Exercise details
Gather all lines with "Reproduce" from the records.
** START OF Data **
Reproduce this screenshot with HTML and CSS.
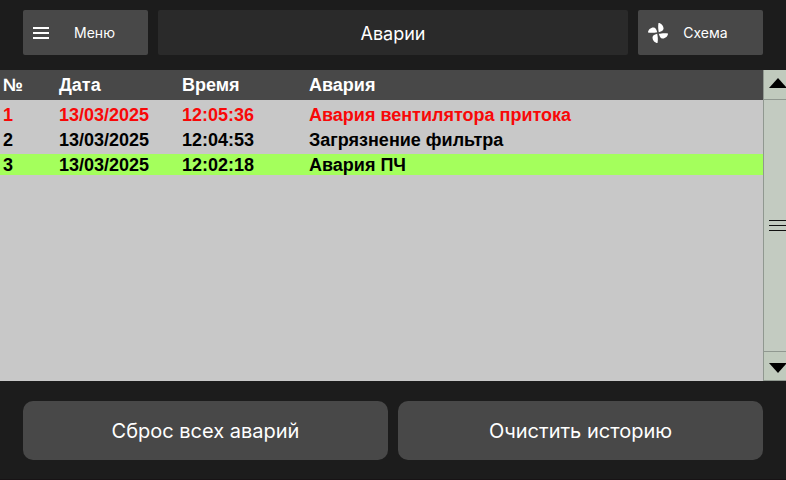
** END OF Data **
** START OF Data **
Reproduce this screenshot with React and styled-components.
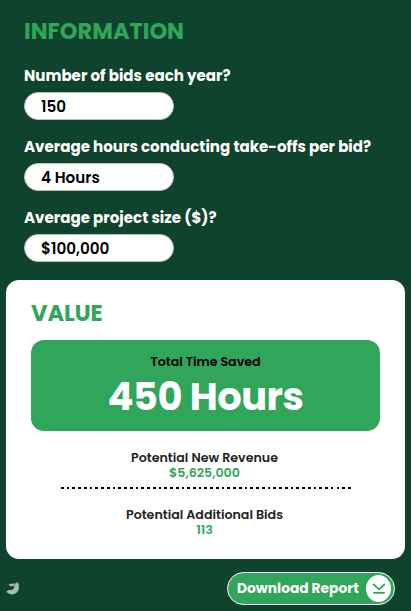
** END OF Data **
** START OF Data **
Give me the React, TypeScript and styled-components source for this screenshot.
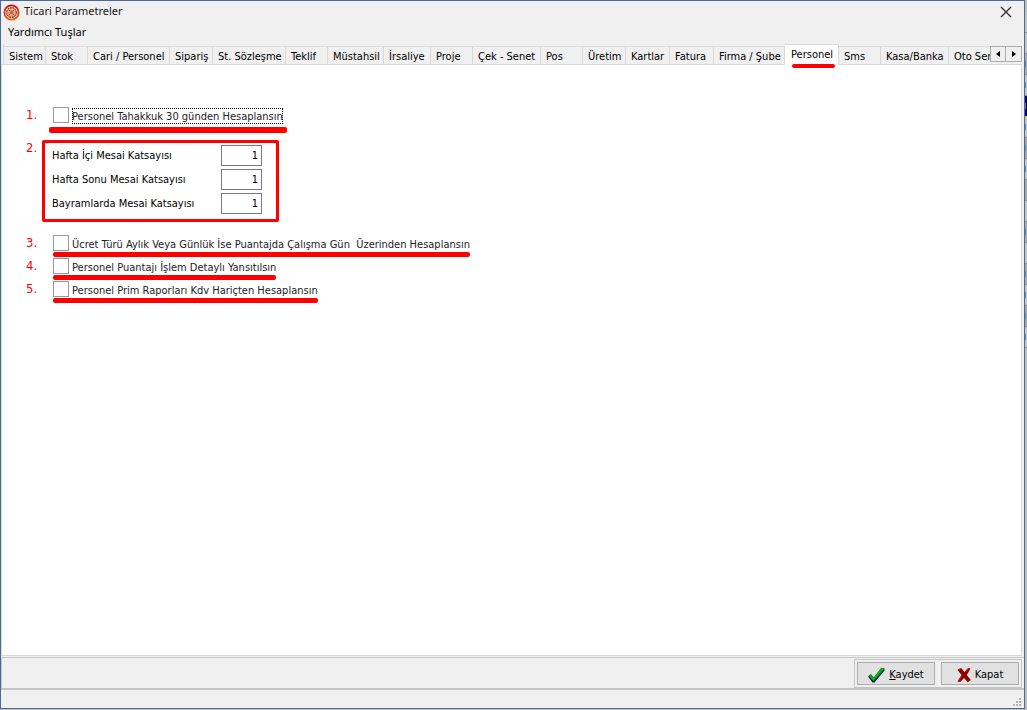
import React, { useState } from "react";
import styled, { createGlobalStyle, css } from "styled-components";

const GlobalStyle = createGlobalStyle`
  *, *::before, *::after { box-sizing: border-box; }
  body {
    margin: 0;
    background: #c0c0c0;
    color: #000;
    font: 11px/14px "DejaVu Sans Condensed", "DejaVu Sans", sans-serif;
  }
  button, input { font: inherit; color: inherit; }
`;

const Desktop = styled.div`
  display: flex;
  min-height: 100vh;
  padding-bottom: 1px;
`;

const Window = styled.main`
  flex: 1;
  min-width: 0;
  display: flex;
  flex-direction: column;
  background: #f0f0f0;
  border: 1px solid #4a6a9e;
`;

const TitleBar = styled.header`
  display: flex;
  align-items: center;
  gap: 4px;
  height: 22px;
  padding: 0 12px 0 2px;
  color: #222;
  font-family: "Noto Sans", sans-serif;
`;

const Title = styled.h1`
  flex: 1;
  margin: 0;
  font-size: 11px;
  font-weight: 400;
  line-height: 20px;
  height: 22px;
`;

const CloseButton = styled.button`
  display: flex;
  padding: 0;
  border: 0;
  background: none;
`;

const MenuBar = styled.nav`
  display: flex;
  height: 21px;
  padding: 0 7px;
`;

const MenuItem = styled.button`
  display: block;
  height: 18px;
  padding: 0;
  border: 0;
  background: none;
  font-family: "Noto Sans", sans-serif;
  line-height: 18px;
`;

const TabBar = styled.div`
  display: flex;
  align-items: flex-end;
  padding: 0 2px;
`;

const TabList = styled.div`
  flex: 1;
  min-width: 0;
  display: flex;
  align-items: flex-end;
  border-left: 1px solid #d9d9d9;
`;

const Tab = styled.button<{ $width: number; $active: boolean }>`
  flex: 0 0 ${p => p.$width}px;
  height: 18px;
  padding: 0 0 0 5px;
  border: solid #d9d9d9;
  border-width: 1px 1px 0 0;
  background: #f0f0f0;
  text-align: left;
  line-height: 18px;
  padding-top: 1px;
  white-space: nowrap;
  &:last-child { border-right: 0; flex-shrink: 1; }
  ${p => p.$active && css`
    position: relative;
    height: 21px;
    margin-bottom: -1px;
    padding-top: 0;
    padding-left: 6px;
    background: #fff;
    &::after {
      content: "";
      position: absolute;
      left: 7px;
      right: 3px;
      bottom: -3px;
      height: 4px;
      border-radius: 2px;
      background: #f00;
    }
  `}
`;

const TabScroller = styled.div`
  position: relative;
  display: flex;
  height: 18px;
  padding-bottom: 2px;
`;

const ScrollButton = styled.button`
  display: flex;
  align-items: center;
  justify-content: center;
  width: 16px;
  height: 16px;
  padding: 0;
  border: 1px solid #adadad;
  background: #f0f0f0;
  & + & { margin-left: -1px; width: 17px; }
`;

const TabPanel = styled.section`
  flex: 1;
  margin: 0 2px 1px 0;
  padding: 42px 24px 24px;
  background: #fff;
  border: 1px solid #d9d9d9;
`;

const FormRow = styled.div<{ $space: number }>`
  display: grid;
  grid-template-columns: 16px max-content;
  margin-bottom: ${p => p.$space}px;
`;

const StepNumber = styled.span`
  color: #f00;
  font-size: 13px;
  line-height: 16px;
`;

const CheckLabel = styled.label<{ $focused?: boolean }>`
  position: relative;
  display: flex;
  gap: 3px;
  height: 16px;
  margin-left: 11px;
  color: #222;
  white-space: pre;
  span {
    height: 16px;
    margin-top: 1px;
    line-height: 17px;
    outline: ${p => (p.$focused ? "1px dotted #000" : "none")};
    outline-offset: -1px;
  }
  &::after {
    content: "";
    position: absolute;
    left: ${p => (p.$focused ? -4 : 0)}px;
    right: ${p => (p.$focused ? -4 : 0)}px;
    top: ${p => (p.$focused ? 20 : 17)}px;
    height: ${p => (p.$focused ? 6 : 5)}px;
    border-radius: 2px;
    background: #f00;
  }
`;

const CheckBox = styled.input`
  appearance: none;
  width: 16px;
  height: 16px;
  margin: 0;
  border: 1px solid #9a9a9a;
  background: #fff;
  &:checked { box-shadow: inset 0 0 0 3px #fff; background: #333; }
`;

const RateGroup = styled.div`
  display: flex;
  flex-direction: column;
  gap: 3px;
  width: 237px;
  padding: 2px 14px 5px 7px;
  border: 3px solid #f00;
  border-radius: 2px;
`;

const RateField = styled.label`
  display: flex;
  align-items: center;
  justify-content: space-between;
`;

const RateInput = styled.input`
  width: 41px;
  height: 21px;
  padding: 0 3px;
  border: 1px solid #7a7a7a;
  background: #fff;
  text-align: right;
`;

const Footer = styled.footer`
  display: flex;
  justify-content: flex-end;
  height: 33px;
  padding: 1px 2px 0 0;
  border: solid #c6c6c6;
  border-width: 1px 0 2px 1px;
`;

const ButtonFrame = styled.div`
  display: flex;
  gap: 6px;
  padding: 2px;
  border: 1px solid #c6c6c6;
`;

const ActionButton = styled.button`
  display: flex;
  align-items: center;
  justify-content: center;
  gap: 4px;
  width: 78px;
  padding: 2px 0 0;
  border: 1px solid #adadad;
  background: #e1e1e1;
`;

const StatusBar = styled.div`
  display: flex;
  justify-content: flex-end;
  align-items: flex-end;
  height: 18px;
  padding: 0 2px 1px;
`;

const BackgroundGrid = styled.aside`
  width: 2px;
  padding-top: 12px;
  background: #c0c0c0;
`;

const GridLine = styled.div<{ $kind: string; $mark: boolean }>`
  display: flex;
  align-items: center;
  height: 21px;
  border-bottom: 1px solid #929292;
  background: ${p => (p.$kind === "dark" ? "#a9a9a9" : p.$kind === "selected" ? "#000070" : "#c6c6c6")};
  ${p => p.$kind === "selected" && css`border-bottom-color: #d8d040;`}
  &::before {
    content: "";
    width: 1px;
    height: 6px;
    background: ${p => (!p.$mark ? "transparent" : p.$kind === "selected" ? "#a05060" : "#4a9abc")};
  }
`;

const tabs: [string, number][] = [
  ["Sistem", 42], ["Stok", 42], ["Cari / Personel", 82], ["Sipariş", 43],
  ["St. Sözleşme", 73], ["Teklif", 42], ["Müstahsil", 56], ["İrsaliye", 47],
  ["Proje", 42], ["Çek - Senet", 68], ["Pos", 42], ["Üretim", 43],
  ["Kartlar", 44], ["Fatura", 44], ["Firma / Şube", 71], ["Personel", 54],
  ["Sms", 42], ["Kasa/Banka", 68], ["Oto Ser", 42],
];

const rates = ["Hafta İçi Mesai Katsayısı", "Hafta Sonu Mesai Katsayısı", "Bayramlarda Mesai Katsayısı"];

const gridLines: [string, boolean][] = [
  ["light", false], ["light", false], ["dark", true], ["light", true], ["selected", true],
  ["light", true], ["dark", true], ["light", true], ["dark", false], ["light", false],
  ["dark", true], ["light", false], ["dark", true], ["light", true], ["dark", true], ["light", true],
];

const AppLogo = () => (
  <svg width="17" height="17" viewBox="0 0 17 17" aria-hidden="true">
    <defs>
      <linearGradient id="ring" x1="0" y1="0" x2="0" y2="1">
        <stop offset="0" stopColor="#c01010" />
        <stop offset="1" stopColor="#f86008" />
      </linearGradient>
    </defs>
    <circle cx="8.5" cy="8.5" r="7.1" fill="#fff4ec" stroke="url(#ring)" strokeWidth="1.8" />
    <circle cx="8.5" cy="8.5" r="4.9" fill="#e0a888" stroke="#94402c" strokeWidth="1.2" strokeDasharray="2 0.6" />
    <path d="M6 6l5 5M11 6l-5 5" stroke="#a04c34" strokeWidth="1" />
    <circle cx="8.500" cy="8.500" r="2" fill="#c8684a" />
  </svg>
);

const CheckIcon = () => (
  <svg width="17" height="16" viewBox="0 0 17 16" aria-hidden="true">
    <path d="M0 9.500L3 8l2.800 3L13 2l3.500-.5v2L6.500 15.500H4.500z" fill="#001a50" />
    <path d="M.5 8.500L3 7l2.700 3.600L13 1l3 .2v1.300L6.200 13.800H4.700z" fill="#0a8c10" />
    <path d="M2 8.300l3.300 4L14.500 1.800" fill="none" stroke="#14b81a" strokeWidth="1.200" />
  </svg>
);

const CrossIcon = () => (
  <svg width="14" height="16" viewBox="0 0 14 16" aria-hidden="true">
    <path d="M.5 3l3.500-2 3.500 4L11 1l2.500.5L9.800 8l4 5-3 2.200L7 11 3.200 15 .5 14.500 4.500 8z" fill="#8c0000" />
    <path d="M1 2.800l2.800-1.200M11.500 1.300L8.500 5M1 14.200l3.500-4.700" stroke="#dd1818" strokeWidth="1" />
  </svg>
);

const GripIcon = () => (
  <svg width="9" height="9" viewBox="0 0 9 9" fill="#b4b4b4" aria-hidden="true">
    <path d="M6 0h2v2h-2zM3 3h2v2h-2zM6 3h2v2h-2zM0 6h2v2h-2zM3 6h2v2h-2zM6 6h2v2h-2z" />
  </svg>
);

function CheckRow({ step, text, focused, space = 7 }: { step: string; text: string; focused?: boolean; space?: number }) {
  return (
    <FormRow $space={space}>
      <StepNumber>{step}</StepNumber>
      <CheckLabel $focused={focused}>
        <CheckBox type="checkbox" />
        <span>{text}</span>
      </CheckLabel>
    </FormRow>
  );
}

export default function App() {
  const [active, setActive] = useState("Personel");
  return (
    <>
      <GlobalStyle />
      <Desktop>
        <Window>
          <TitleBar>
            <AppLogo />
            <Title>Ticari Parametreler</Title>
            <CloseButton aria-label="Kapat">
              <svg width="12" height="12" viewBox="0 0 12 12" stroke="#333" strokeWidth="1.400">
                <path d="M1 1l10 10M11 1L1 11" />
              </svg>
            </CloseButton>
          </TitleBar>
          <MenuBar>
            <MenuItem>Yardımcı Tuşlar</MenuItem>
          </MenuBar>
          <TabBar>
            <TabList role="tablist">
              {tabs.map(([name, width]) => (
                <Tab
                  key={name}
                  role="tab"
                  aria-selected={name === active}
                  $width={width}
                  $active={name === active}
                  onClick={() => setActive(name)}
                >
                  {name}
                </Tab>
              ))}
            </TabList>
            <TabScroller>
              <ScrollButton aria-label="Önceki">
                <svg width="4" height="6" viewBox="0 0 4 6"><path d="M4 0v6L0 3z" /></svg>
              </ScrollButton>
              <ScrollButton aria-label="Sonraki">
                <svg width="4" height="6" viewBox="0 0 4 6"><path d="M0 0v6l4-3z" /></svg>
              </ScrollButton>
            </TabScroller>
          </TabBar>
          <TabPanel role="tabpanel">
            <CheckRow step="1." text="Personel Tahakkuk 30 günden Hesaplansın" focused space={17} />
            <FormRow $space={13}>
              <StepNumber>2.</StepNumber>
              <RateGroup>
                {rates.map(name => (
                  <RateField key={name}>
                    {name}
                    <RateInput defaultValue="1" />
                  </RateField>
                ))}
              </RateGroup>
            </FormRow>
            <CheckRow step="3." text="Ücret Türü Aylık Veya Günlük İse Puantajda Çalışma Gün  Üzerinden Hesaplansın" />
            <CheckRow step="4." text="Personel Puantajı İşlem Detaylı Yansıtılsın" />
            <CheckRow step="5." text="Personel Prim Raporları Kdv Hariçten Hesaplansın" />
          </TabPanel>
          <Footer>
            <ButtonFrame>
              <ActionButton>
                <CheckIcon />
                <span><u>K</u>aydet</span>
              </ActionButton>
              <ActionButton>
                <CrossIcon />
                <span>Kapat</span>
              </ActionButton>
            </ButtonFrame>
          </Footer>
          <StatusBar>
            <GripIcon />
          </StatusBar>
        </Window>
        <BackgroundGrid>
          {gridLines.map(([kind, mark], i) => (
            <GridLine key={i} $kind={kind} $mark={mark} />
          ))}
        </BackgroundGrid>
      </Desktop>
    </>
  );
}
** END OF Data **
Response
Reproduce this screenshot with HTML and CSS.
Reproduce this screenshot with React and styled-components.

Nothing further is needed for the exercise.